I didn't expect a lot. When I was a schoolboy in the Sixties and Seventies the prevailing attitude was that you were there to learn, and if you had no friends, there was probably something wrong with you. It certainly wasn't the staff's concern. If my parents had gone along and confessed that I felt unloved, I would have died.

So I was surprised at the reception I got. First of all, the headmistress didn't tell me that all little girls have days when they feel no one likes them. Instead, she said that although personal and social education is not on the national curriculum for seven-year-olds, she does take assemblies on the subject.

Classes are asked to discuss, for example, how to involve a fifth person who wants to join a four-sided game, to discuss what would make someone feel unpopular, and even to debate the social shortcomings of a pupil who turns his or her back on somebody who enters the classroom.

But more than convince me that the school actively promoted tact, the headmistress explained that now I had alerted her to Miranda's worries, she would ensure that all the ancillaries who patrolled the playground were made aware of our concern. I assumed this was a fact-checking exercise. After all, we can all remember that five minutes without anyone to play with can feel like a day without friends. But no, the ancillaries at Miranda's school are required to be pro-active, organising games when they seem to be needed and offering loners the chance to get involved.

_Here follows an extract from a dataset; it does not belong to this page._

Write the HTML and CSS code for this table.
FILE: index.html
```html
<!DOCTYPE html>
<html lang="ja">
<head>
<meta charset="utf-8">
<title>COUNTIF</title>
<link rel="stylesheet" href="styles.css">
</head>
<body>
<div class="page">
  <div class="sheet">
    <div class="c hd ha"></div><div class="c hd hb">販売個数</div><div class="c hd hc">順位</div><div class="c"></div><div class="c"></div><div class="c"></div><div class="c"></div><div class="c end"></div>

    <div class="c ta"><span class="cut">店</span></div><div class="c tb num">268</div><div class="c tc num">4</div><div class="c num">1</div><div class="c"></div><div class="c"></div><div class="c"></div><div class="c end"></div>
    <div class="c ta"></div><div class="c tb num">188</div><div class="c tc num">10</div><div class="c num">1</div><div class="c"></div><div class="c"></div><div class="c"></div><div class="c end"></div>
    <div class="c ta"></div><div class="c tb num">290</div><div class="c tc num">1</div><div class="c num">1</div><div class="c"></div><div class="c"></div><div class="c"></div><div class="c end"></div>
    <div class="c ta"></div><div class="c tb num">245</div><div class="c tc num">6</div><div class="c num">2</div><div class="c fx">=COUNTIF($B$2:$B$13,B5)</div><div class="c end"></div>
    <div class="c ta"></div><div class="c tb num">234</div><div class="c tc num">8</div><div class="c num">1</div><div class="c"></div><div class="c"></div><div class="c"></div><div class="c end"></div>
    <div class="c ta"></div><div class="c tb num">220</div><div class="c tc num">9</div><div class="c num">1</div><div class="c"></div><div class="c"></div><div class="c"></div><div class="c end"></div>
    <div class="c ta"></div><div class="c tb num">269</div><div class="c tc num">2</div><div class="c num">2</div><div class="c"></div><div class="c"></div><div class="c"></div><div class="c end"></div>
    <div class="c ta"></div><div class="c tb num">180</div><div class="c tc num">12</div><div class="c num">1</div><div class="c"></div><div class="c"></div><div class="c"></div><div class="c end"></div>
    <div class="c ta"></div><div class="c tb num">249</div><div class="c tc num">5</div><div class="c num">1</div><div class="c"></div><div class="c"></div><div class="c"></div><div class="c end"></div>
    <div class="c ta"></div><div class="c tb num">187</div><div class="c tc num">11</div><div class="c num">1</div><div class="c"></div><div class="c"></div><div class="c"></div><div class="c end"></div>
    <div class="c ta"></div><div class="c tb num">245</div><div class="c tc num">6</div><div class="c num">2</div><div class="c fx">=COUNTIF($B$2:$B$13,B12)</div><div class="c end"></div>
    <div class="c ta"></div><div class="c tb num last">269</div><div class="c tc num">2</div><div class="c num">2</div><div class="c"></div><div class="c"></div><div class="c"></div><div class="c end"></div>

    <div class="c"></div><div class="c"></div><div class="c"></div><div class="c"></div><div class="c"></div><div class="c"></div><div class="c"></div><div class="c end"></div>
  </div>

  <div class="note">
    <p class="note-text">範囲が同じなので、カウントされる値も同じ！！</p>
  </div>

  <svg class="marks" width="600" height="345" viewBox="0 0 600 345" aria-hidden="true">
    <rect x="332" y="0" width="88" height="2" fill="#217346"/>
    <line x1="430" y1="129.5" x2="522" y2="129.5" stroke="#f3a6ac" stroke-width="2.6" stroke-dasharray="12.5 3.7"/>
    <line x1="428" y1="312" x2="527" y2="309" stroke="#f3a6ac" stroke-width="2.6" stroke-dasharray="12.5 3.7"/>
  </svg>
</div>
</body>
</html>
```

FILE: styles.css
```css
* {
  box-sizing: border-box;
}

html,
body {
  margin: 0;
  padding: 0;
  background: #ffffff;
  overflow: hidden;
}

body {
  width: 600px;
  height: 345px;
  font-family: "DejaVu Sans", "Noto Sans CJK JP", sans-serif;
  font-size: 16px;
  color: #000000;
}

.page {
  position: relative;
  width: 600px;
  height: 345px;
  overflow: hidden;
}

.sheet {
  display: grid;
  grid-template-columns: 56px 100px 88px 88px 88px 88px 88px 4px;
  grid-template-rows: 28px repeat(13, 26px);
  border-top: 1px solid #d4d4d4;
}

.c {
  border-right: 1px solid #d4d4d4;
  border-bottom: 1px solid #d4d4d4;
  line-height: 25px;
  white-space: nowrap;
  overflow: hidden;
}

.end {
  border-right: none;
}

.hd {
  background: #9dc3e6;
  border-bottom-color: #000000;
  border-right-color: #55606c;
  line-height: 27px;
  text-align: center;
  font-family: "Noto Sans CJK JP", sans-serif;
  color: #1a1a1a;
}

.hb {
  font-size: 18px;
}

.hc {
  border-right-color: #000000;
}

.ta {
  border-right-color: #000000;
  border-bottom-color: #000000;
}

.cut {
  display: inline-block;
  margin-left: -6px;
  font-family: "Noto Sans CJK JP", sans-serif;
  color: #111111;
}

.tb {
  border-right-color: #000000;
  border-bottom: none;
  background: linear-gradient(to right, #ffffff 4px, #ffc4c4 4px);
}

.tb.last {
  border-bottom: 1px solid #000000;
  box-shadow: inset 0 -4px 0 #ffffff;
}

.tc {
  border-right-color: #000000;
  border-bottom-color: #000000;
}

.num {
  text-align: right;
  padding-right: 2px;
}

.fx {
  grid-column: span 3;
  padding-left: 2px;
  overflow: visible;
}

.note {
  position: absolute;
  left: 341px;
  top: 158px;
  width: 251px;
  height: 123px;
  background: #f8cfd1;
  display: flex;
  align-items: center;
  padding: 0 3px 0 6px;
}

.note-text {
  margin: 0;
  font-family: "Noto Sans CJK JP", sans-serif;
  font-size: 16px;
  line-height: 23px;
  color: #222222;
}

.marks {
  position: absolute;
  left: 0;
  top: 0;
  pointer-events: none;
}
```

I was warned that even the most compassionate and committed school cannot actually make a child popular with other pupils, only ameliorate the effects. Parents need to take a sanguine approach. To question children nightly about whom they've been playing with may actually exacerbate what may be only a temporary problem.

Some children are going to be loners whatever we do. Buying our sons and daughters the latest this and that may help them to fit into the group but it will not buy them popularity.

The bathtime lamentation has passed. Last week Miranda, who had hitherto seemed a socially well-adjusted seven-year-old, told me she was so "poplier" that some days she has to ration her friends. Whether the school's attitude and policies were instrumental in this it's difficult to tell.

But I did find it very reassuring to know that my concerns had been heeded, and I would advise other parents whose child complains of even mild ostracism to take it up with the school. The words of Miranda's headmistress seem extremely sensible: "We can't work miracles, but parents have a right to have this problem taken seriously."